An additional support to this view can be derived by the DSC data. The poly(β(−)pinene) produced by cationic polymerization shows an onset softening point at about 102° with a peak at 140°C in complete agreement with literature data (Roberts and Day 1950) which in fact reports a peak value at 132–136°C. Instead the β(−)pinene radiopolymer shows an onset at about 117°C and the softening peak is recorded 160°C. The higher softening transition for the β(−)pinene radiopolymer is consistent at least with its higher molecular weight in comparison with the cationic poly(β(−)pinene) and the higher enthalpy involved in softening process (370 J/g) is consistent with a different supramolecular arrangement of the β(−)pinene radiopolymer vs the cationic poly(β(−)pinene) whose enthalpy is only 207 J/g.

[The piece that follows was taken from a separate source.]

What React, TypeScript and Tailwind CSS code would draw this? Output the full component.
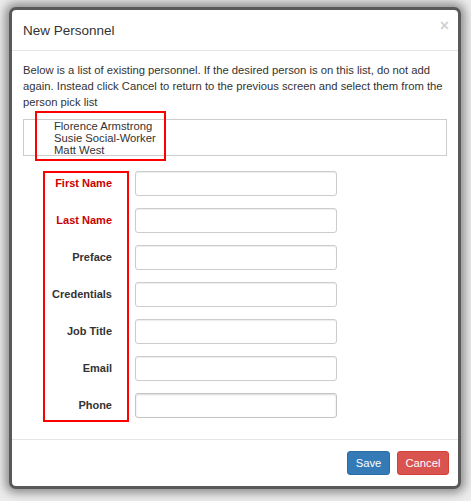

A more complex topic involves the isomerization and racemization of the monomer before its polymerization. The cationic polymerization implies necessarily the isomerization and probably the racemization of a crucial chiral center in the structure of the monomer combined with the absence of a special polymeric superstructure. For the β(−)pinene radiopolymer, although we must admit the commonly accepted polymer structure, which is suggested by infrared spectroscopy, we must also admit the absence of significant racemization of the monomeric units. Furthermore, in the latter case, we may admit a certain degree of isomerization of β(−)pinene monomer into another structure with higher optical activity before its polymerization.

It is also useful to complete the interpretation of our results in the frame of the results of Modena et al. 1965. These authors have shown that the cationic polymerization of β(−)pinene produces a resin with [α]D = −6.2 (c = 10 benzene), thus, not so far from our [α]D value of −4.2. In contrast, the use of a highly stereospecific Ziegler–Natta catalyst applied at −80°C and at low monomer conversion produced a β(−)pinene resin with [α]D = −53.7, hence not far from our best value for β(−)pinene radiopolymer [α]D = −59.7. Therefore, it appears quite clear that the use of a high stereospecific catalyst lead to a polymer with a highly ordered structure which displays very high optical activity. The same structural order appears to be achieved by radiopolymerization while it is not reached at all with cationic polymerization.

Conclusion

The γ irradiation of β(−)pinene produces a dimer and a solid white resin of poly(β(−)pinene). The radiolysis instead of causing the radioracemization of the enantiomerically pure monomer caused an unexpected increase in the optical activity of the system. The specific optical activity of the monomer increased after the radiolysis and the recovered β(−)pinene dimer and polymer showed an unexpectedly higher optical activity not explainable without admitting an highly regular polymeric superstructure. The highly regular poly(β(−)pinene) structure, with very high optical activity has been reported in literature only for β(−)pinene polymerized at −80°C with highly stereospecific Ziegler–Natta catalysts. The classical cationic polymerization of β(−)pinene leads to a resin with very low optical activity and structural regularity.

To the best of the author’s knowledge it is the first time that at so high radiation dose, instead of observing a reduction in the optical activity of a chiral molecule, a phenomenon known as radioracemization, it is instead observed an increase in the optical activity of the system with the formation of a series of products having a much higher optical activity in comparison to the starting monomer, a phenomenon which can be described as chiral amplification. It is absolutely remarkable in the context of the prebiotic amplification of chirality that this result has been achieved simply by using γ radiation and a very simple terpene monomer.